I saw someone’s comment on Twitter that the Sandman adaption is Neil Gaiman’s Sandman, but not any of the artist’s version of Sandman, and really have to agree with that. Plus, nobody’s hair is big enough.
I haven’t reread Sandman in years, but as a teenager I gave up reading superhero comics and almost gave up comics entirely, but then I read volume one of Sandman and spent the next year saving up and buying one volume of Sandman a month. I read and reread those things many times and they’re one of the major reasons I still read comics. But I don’t think it’s possible to recapture that sort of reading experience anymore because I have access to so many comics through libraries, digital comics, and just having more money. I probably read 400+ graphic novels a year and like…doing that means I’m never going to have the same amount of time to think about and consider most of them. Very different from only reading (and thinking about) like one graphic novel a month.

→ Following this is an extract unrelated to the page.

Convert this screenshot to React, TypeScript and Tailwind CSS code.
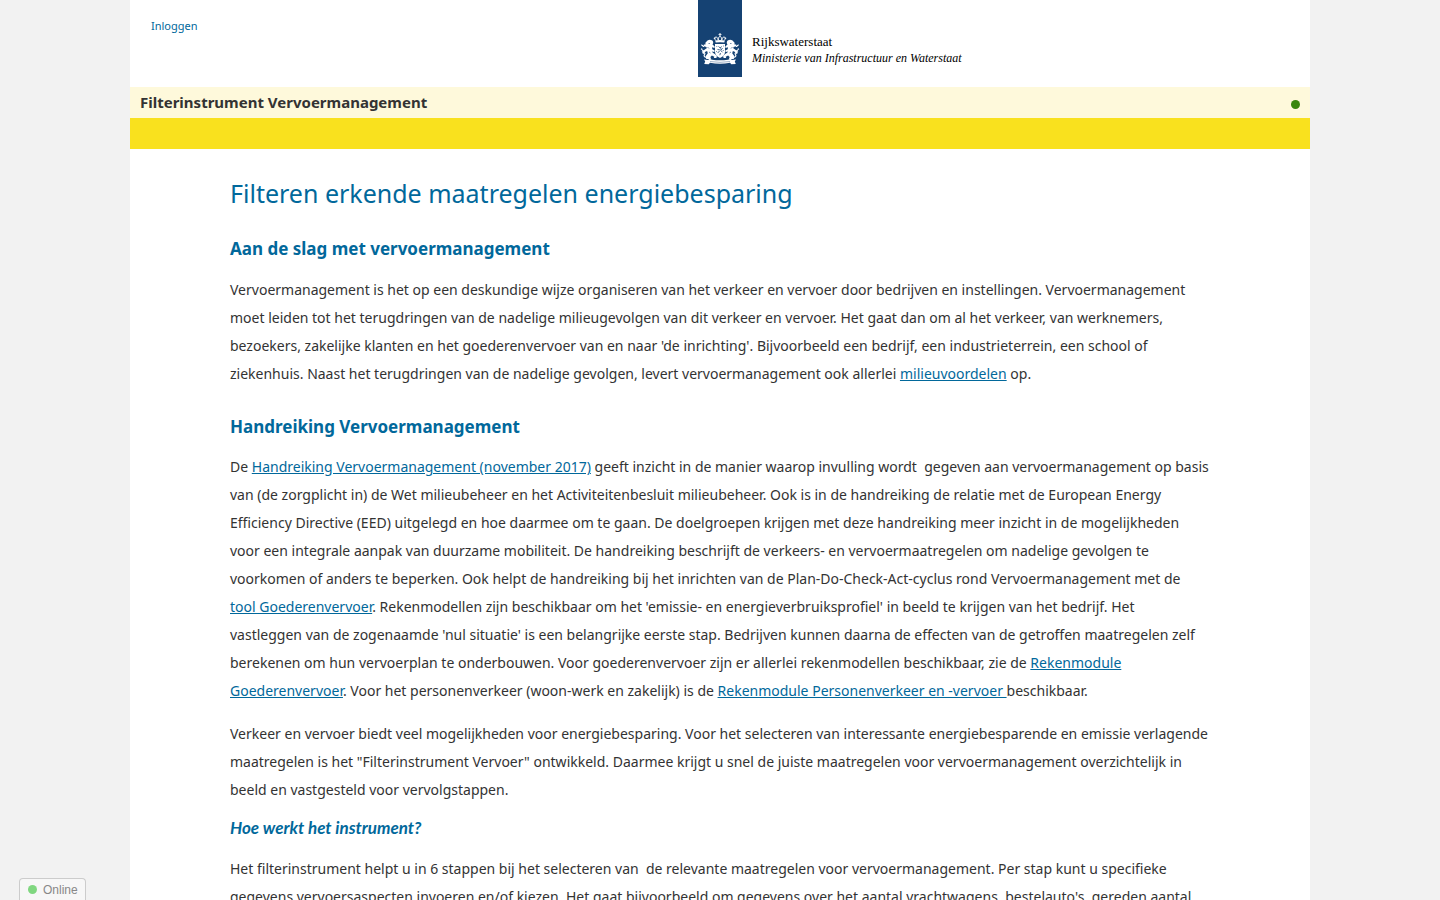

Also, if anyone’s going to use AI to make comics, I feel a company like Archie might have the best results.
There are no comics anyone ‘needs to read,’ unless they are a historian. I can’t conceive that a group of comics could be presented as a canon in the global comics world we now live in. I mean by anyone who had the slightest notion of how vast that is.
I’ve also had the experience of someone who’s read no Cerebus trying to shame me because I still think ‘High Society’ is good. In a context where I haven’t read all of Cerebus because I stopped enjoying it. There’s no equivalence between a peer being dickish to me and a person with authority failing to consider their responsibilities, but that sort of assumed moral superiority niggles. Circumstances have diminished the significance of Sim’s stentorian promotion of self-publishing. The internet created a world few would have predicted in the early 80s. I’m just a bit younger than Sim, so I may not get to read his obituary, but I’m willing to bet it’ll tell us as much about our culture as about Mr Sim.